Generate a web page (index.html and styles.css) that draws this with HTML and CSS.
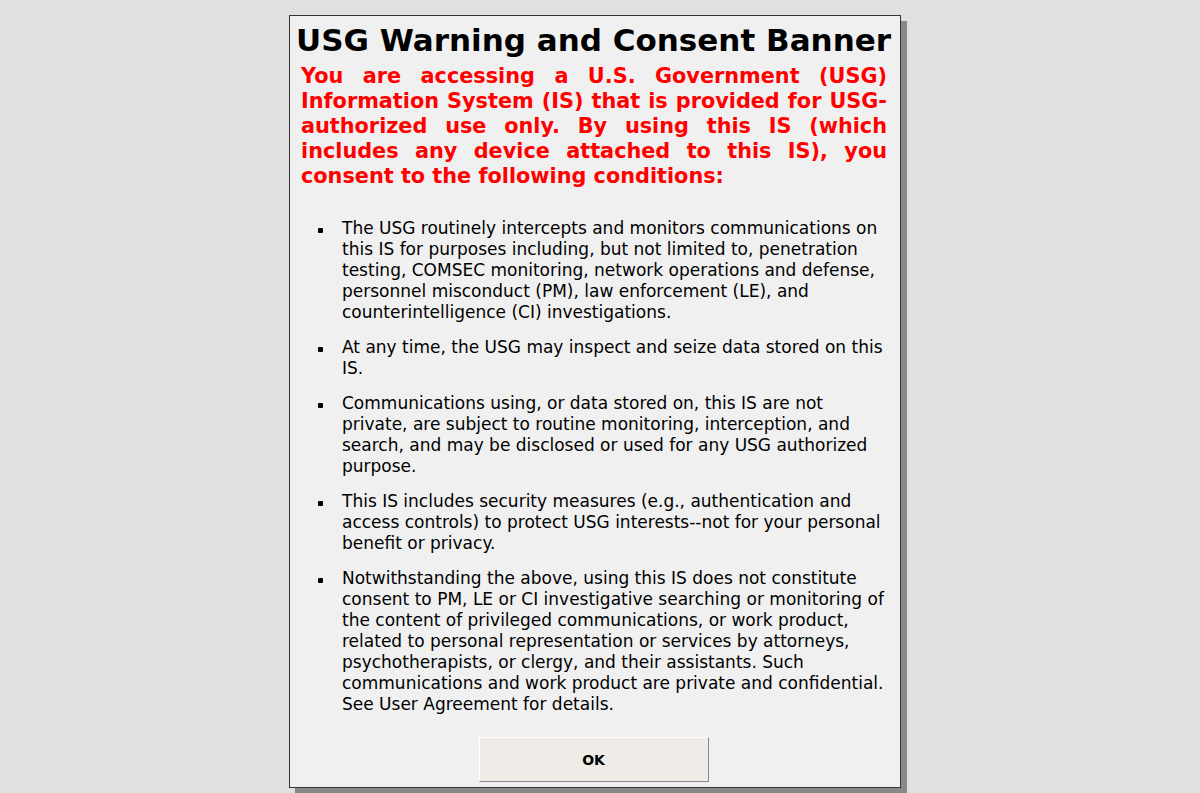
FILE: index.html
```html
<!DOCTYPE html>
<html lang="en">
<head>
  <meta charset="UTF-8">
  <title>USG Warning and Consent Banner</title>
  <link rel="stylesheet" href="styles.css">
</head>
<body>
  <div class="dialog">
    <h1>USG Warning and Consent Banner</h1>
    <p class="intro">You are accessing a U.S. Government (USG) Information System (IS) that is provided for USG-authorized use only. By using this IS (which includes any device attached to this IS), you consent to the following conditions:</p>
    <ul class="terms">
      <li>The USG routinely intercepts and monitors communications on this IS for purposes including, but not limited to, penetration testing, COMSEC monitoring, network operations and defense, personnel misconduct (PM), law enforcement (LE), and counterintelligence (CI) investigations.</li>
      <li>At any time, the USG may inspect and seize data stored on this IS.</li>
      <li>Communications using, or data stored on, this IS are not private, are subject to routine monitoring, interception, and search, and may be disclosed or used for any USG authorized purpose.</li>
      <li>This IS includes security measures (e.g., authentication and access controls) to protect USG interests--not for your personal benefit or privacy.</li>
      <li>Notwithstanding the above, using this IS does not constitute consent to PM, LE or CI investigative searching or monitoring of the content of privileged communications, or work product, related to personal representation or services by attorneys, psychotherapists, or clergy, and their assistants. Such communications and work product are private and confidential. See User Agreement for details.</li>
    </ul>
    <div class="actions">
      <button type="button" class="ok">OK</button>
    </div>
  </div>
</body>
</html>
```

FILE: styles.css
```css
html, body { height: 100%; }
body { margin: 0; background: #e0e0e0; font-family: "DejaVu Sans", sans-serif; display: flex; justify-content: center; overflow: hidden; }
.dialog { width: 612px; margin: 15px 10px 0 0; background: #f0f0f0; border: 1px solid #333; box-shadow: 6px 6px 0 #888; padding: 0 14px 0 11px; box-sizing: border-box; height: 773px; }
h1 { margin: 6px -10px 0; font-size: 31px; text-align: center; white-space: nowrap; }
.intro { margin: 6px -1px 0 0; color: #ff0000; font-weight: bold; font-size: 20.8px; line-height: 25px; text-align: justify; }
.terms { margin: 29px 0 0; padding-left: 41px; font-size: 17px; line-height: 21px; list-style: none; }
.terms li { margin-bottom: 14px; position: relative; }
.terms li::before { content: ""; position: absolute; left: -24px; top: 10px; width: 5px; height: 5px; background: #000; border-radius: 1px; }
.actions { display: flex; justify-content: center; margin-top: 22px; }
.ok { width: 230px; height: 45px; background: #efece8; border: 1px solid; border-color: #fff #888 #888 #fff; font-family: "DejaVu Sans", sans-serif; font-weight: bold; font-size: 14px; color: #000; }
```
==========
◆ Written request
Give only the number of lines in the material above that hold the word "index".

◆ Task solution
2